* Set problem: Tally the lines containing the word "this" and give the total alone.
+++
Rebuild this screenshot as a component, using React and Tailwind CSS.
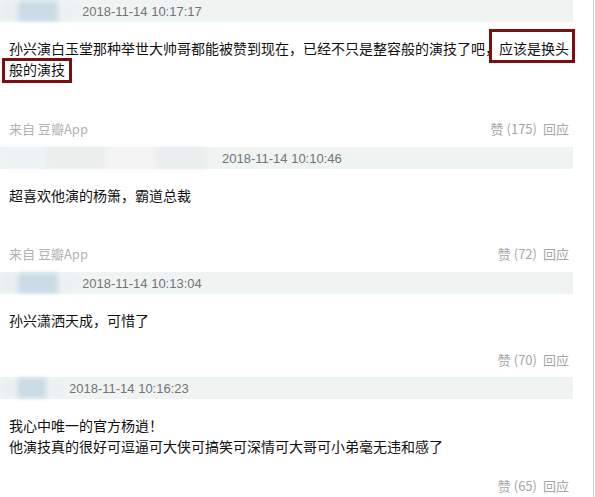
import React from "react";

const cjk = { fontFamily: '"Noto Sans CJK SC", "Liberation Sans", sans-serif' };
const dateFont = { fontFamily: '"Liberation Sans", Arial, sans-serif' };

function Bar({ blur, date }) {
  return (
    <div className="flex h-[22px] items-center bg-[#eff4f3]">
      {blur}
      <span className="text-[13px] text-[#737373] leading-none" style={dateFont}>
        {date}
      </span>
    </div>
  );
}

function BlurA({ w, blue }) {
  return (
    <div className="flex h-full shrink-0 items-center" style={{ width: w }}>
      <div className="flex h-[24px] w-full items-center blur-[2px]">
        <div className="h-[16px] w-[18px] rounded-l-full bg-[#e8eff1]" />
        <div className="h-[20px] bg-[#cadbe5]" style={{ width: blue }} />
        <div className="h-[16px] flex-1 rounded-r-full bg-[#ecf1f3]" />
      </div>
    </div>
  );
}

function BlurB() {
  return (
    <div className="flex h-full w-[222px] shrink-0 items-center pl-[6px] pr-[16px]">
      <div className="flex h-[22px] w-full blur-[2px]">
        <div className="h-full w-[40px] bg-[#edf3f4]" />
        <div className="h-full w-[60px] bg-[#eceeee]" />
        <div className="h-full w-[50px] bg-[#f3f3f3]" />
        <div className="h-full flex-1 bg-[#ebeeee]" />
      </div>
    </div>
  );
}

function Footer({ from, likes, mt }) {
  return (
    <div
      className={`flex h-[20px] items-center justify-between pl-[9px] pr-[4px] text-[13px] leading-[20px] ${mt}`}
      style={cjk}
    >
      <span className="text-[#b3b3b3]">{from ? "来自 豆瓣App" : ""}</span>
      <span className="flex gap-[6px] text-[#a6a6a6]">
        <span>赞 ({likes})</span>
        <span>回应</span>
      </span>
    </div>
  );
}

export default function App() {
  return (
    <div className="min-h-[497px] w-[595px] bg-white">
      <div className="min-h-[497px] w-[594px] border-r border-[#d4d4d4]">
        <div className="w-[573px]">
          {/* Comment 1 */}
          <div className="mb-[8px]">
            <Bar blur={<BlurA w={82} blue={40} />} date="2018-11-14 10:17:17" />
            <div
              className="relative mt-[16px] pl-[9px] text-[14px] leading-[21px] text-[#111]"
              style={cjk}
            >
              孙兴演白玉堂那种举世大帅哥都能被赞到现在，已经不只是整容般的演技了吧，应该是换头般的演技
              <div className="absolute left-[489px] top-[-9px] h-[34px] w-[86px] border-[3px] border-[#7a0f12]" />
              <div className="absolute left-[2px] top-[20px] h-[25px] w-[70px] border-[3px] border-[#7a0f12]" />
            </div>
            <Footer from likes="175" mt="mt-[39px]" />
          </div>

          {/* Comment 2 */}
          <div className="mb-[8px]">
            <Bar blur={<BlurB />} date="2018-11-14 10:10:46" />
            <div
              className="mt-[16px] pl-[9px] text-[14px] leading-[21px] text-[#111]"
              style={cjk}
            >
              超喜欢他演的杨箫，霸道总裁
            </div>
            <Footer from likes="72" mt="mt-[38px]" />
          </div>

          {/* Comment 3 */}
          <div className="mb-[7px]">
            <Bar blur={<BlurA w={82} blue={40} />} date="2018-11-14 10:13:04" />
            <div
              className="mt-[16px] pl-[9px] text-[14px] leading-[21px] text-[#111]"
              style={cjk}
            >
              孙兴潇洒天成，可惜了
            </div>
            <Footer likes="70" mt="mt-[19px]" />
          </div>

          {/* Comment 4 */}
          <div>
            <Bar blur={<BlurA w={69} blue={28} />} date="2018-11-14 10:16:23" />
            <div
              className="mt-[16px] pl-[9px] text-[14px] leading-[21px] text-[#111]"
              style={cjk}
            >
              <div>我心中唯一的官方杨逍！</div>
              <div>他演技真的很好可逗逼可大侠可搞笑可深情可大哥可小弟毫无违和感了</div>
            </div>
            <Footer likes="65" mt="mt-[19px]" />
          </div>
        </div>
      </div>
    </div>
  );
}
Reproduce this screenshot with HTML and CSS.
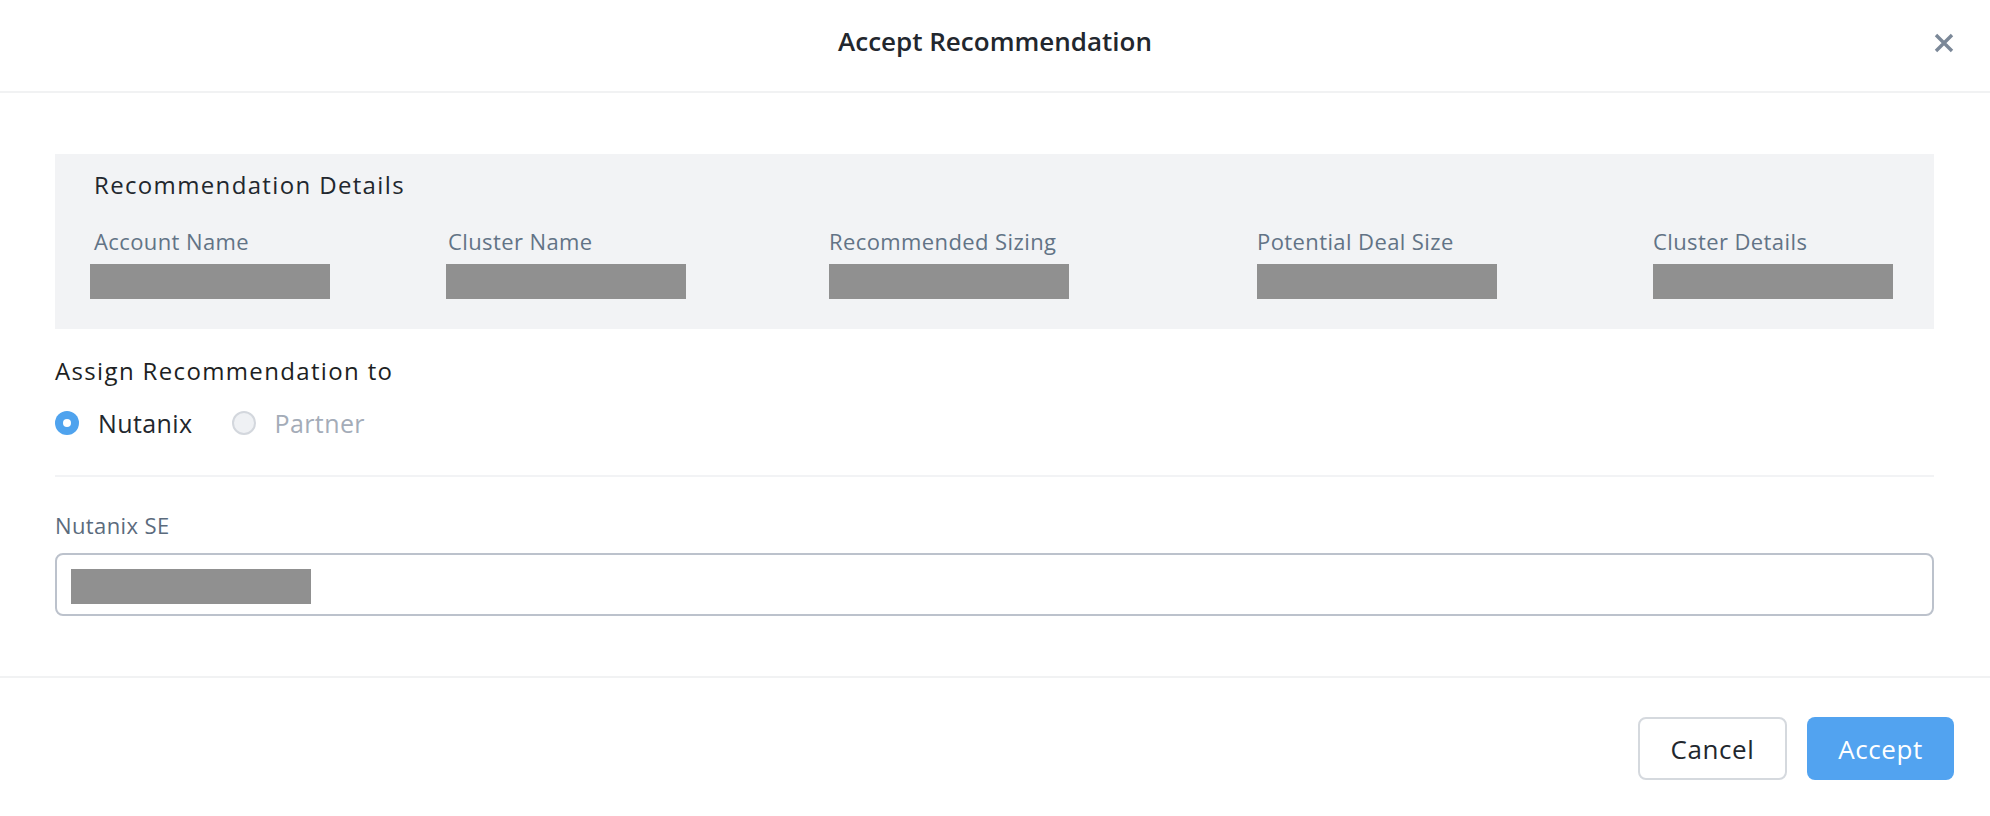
FILE: index.html
```html
<!DOCTYPE html>
<html lang="en">
<head>
<meta charset="utf-8">
<title>Accept Recommendation</title>
<link rel="stylesheet" href="styles.css">
</head>
<body>
<div class="modal">
  <header class="modal-header">
    <div></div>
    <h1 class="modal-title">Accept Recommendation</h1>
    <button class="close-btn" aria-label="Close">
      <svg width="20" height="20" viewBox="0 0 20 20"><path d="M2 2 L18 18 M18 2 L2 18" stroke="#7b8898" stroke-width="3.4" fill="none"/></svg>
    </button>
  </header>

  <main class="modal-body">
    <section class="details">
      <h2 class="details-title">Recommendation Details</h2>
      <div class="details-grid">
        <div class="detail">
          <div class="detail-label">Account Name</div>
          <div class="redact redact-shift4"></div>
        </div>
        <div class="detail">
          <div class="detail-label">Cluster Name</div>
          <div class="redact redact-shift2"></div>
        </div>
        <div class="detail">
          <div class="detail-label">Recommended Sizing</div>
          <div class="redact"></div>
        </div>
        <div class="detail">
          <div class="detail-label">Potential Deal Size</div>
          <div class="redact"></div>
        </div>
        <div class="detail">
          <div class="detail-label">Cluster Details</div>
          <div class="redact"></div>
        </div>
      </div>
    </section>

    <h3 class="assign-title">Assign Recommendation to</h3>
    <div class="radio-row">
      <label class="radio checked"><span class="radio-dot"></span><span class="radio-text">Nutanix</span></label>
      <label class="radio disabled"><span class="radio-dot"></span><span class="radio-text">Partner</span></label>
    </div>

    <hr class="divider">

    <div class="field-label">Nutanix SE</div>
    <div class="input-box"><div class="redact"></div></div>
  </main>

  <footer class="modal-footer">
    <button class="btn btn-secondary">Cancel</button>
    <button class="btn btn-primary">Accept</button>
  </footer>
</div>
</body>
</html>
```

FILE: styles.css
```css
* { box-sizing: border-box; }

html, body {
  margin: 0;
  padding: 0;
  background: #ffffff;
}

body {
  font-family: "Open Sans", "Liberation Sans", sans-serif;
  color: #22272e;
}

.modal {
  width: 1990px;
}

.modal-header {
  height: 93px;
  display: grid;
  grid-template-columns: 1fr auto 1fr;
  align-items: center;
  border-bottom: 2px solid #f1f2f3;
  padding-bottom: 6px;
}

.modal-title {
  margin: -4px 0 0 0;
  font-size: 26px;
  font-weight: 600;
  line-height: 34px;
  color: #22272e;
}

.close-btn {
  justify-self: end;
  margin-right: 36px;
  width: 20px;
  height: 20px;
  padding: 0;
  border: 0;
  background: transparent;
  display: flex;
}

.modal-body {
  padding: 61px 56px 60px 55px;
}

.details {
  background: #f2f3f5;
  padding: 15px 40px 30px 39px;
}

.details-title {
  margin: 0;
  font-size: 24px;
  font-weight: 400;
  line-height: 32px;
  letter-spacing: 1.35px;
  color: #22272e;
}

.details-grid {
  margin-top: 26px;
  display: grid;
  grid-template-columns: 354px 381px 428px 396px 1fr;
}

.detail-label {
  font-size: 22px;
  line-height: 28px;
  letter-spacing: 0.4px;
  color: #627386;
}

.redact {
  width: 240px;
  height: 35px;
  margin-top: 9px;
  background: #909090;
}

.redact-shift4 { margin-left: -4px; }
.redact-shift2 { margin-left: -2px; }

.assign-title {
  margin: 26px 0 0 0;
  font-size: 24px;
  font-weight: 400;
  line-height: 32px;
  letter-spacing: 1.35px;
  color: #1d1f23;
}

.radio-row {
  margin-top: 20px;
  display: flex;
  gap: 39px;
  height: 32px;
}

.radio {
  display: flex;
  align-items: center;
  gap: 19px;
  font-size: 25px;
  line-height: 32px;
  letter-spacing: 0.4px;
}

.radio-dot {
  width: 24px;
  height: 24px;
  border-radius: 50%;
  flex: none;
}

.radio.checked .radio-dot {
  background: #4fa3ee;
  position: relative;
}

.radio.checked .radio-dot::after {
  content: "";
  position: absolute;
  left: 8px;
  top: 8px;
  width: 8px;
  height: 8px;
  border-radius: 50%;
  background: #ffffff;
}

.radio.checked .radio-text { color: #22272e; }

.radio.disabled .radio-dot {
  background: #eff1f4;
  border: 2px solid #d3d7dd;
}

.radio.disabled .radio-text { color: #a4acb8; }

.divider {
  margin: 36px 0 0 0;
  border: 0;
  height: 2px;
  background: #f2f3f5;
}

.field-label {
  margin-top: 34px;
  font-size: 22px;
  line-height: 28px;
  letter-spacing: 0.4px;
  color: #5b6b7d;
}

.input-box {
  margin-top: 14px;
  height: 63px;
  border: 2px solid #bcc2cc;
  border-radius: 8px;
  padding: 14px 14px;
}

.input-box .redact {
  margin-top: 0;
}

.modal-footer {
  border-top: 2px solid #f1f2f3;
  padding: 39px 36px 0 0;
  display: flex;
  justify-content: flex-end;
  gap: 20px;
}

.btn {
  height: 63px;
  border-radius: 8px;
  font-family: "Open Sans", "Liberation Sans", sans-serif;
  font-size: 26px;
  line-height: 1;
  letter-spacing: 0.6px;
  padding: 0;
  cursor: pointer;
}

.btn-secondary {
  width: 149px;
  background: #ffffff;
  border: 2px solid #d5d9de;
  color: #22272e;
}

.btn-primary {
  width: 147px;
  background: #52a3f0;
  border: 0;
  color: #ffffff;
}
```
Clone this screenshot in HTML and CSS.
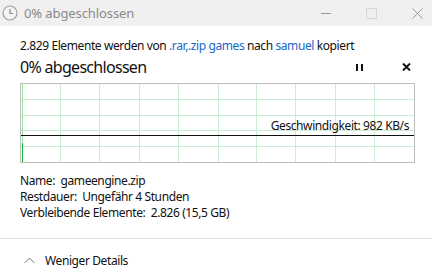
FILE: index.html
```html
<html>

<head>
    <title>0% abgeschlossen</title>
    <meta charset="utf-8">
    <link rel="stylesheet" href="styles.css">
</head>

<body>
    <div id="titlebar">
        <svg class="appicon" width="16" height="16" viewBox="0 0 16 16">
            <circle cx="8" cy="8" r="7" fill="#f4f4f4" stroke="#a0a0a0" stroke-width="1.2"/>
            <path d="M8 4v4.5h3" fill="none" stroke="#8a8a8a" stroke-width="1.2"/>
        </svg>
        <span class="wintitle">0% abgeschlossen</span>
        <div class="wincontrols">
            <span class="ctl min"></span>
            <span class="ctl max"></span>
            <svg class="ctl" width="11" height="11" viewBox="0 0 11 11">
                <path d="M0.5 0.5l10 10M10.5 0.5l-10 10" stroke="#999" stroke-width="1"/>
            </svg>
        </div>
    </div>
    <div id="main">
        <p class="summary">2.829 Elemente werden von <a>.rar,.zip games</a> nach <a>samuel</a> kopiert</p>
        <div class="headrow">
            <h1>0% abgeschlossen</h1>
            <span class="pause"><i></i><i></i></span>
            <svg class="stop" width="9" height="8" viewBox="0 0 9 8">
                <path d="M1 0.5l7 7M8 0.5l-7 7" stroke="#111" stroke-width="2"/>
            </svg>
        </div>
        <div class="chart">
            <svg width="393" height="78" viewBox="0 0 393 78">
                <g stroke="#cbeed3" stroke-width="1">
                    <path d="M39.5 0v78M78.5 0v78M118.5 0v78M157.5 0v78M197.5 0v78M235.5 0v78M274.5 0v78M314.5 0v78M353.5 0v78"/>
                    <path d="M0 15.5h393M0 31.5h393M0 46.5h393M0 62.5h393"/>
                </g>
                <path d="M1.5 0v59" stroke="#9fe29f" stroke-width="1"/>
                <path d="M1.5 59v19" stroke="#17b53b" stroke-width="1"/>
                <path d="M0 51.5h393" stroke="#111" stroke-width="1"/>
            </svg>
            <span class="speed">Geschwindigkeit: 982 KB/s</span>
        </div>
        <div class="details">
            <div>Name:&nbsp; gameengine.zip</div>
            <div>Restdauer:&nbsp; Ungefähr 4 Stunden</div>
            <div>Verbleibende Elemente:&nbsp; 2.826 (15,5 GB)</div>
        </div>
    </div>
    <div id="footer">
        <svg class="chevron" width="11" height="7" viewBox="0 0 11 7">
            <path d="M0.5 6l5-5 5 5" fill="none" stroke="#777" stroke-width="1"/>
        </svg>
        <span>Weniger Details</span>
    </div>
</body>

</html>
```

FILE: styles.css
```css
body {
    margin: 0;
    width: 432px;
    height: 276px;
    background: white;
    font-family: "Noto Sans", sans-serif;
    font-size: 12px;
    letter-spacing: -0.4px;
    color: #111;
    overflow: hidden;
}

#titlebar {
    height: 26px;
    background-color: #f0f0f0;
    display: flex;
    align-items: center;
}

.appicon {
    margin-left: 2px;
    margin-right: 6px;
}

.wintitle {
    color: #8a8a8a;
    font-size: 13px;
    letter-spacing: -0.1px;
}

.wincontrols {
    margin-left: auto;
    display: flex;
    align-items: center;
    gap: 35px;
    margin-right: 9px;
}

.ctl.min {
    width: 10px;
    height: 1px;
    background: #999;
}

.ctl.max {
    width: 9px;
    height: 9px;
    border: 1px solid #d6d6d6;
}

#main {
    padding: 12px 18px 0 20px;
}

.summary {
    margin: 0;
    line-height: 16px;
}

.summary a {
    color: #1a66cc;
}

.headrow {
    display: flex;
    align-items: center;
    height: 24px;
    margin-top: 1px;
}

h1 {
    margin: 0;
    font-size: 16px;
    font-weight: normal;
    letter-spacing: -0.7px;
}

.pause {
    margin-left: auto;
    display: flex;
    gap: 3px;
}

.pause i {
    width: 2px;
    height: 7px;
    background: #111;
}

.stop {
    margin-left: 39px;
    margin-right: 3px;
}

.chart {
    position: relative;
    width: 393px;
    height: 78px;
    border: 1px solid #bdbdbd;
    margin-top: 4px;
}

.chart svg {
    display: block;
}

.speed {
    position: absolute;
    right: 5px;
    top: 34px;
    line-height: 16px;
}

.details {
    margin-top: 10px;
    line-height: 16px;
}

#footer {
    margin-top: 17px;
    border-top: 1px solid #e3e3e3;
    display: flex;
    align-items: center;
    height: 43px;
    padding-left: 24px;
}

.chevron {
    margin-right: 10px;
}
```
+++
* Written answer: 3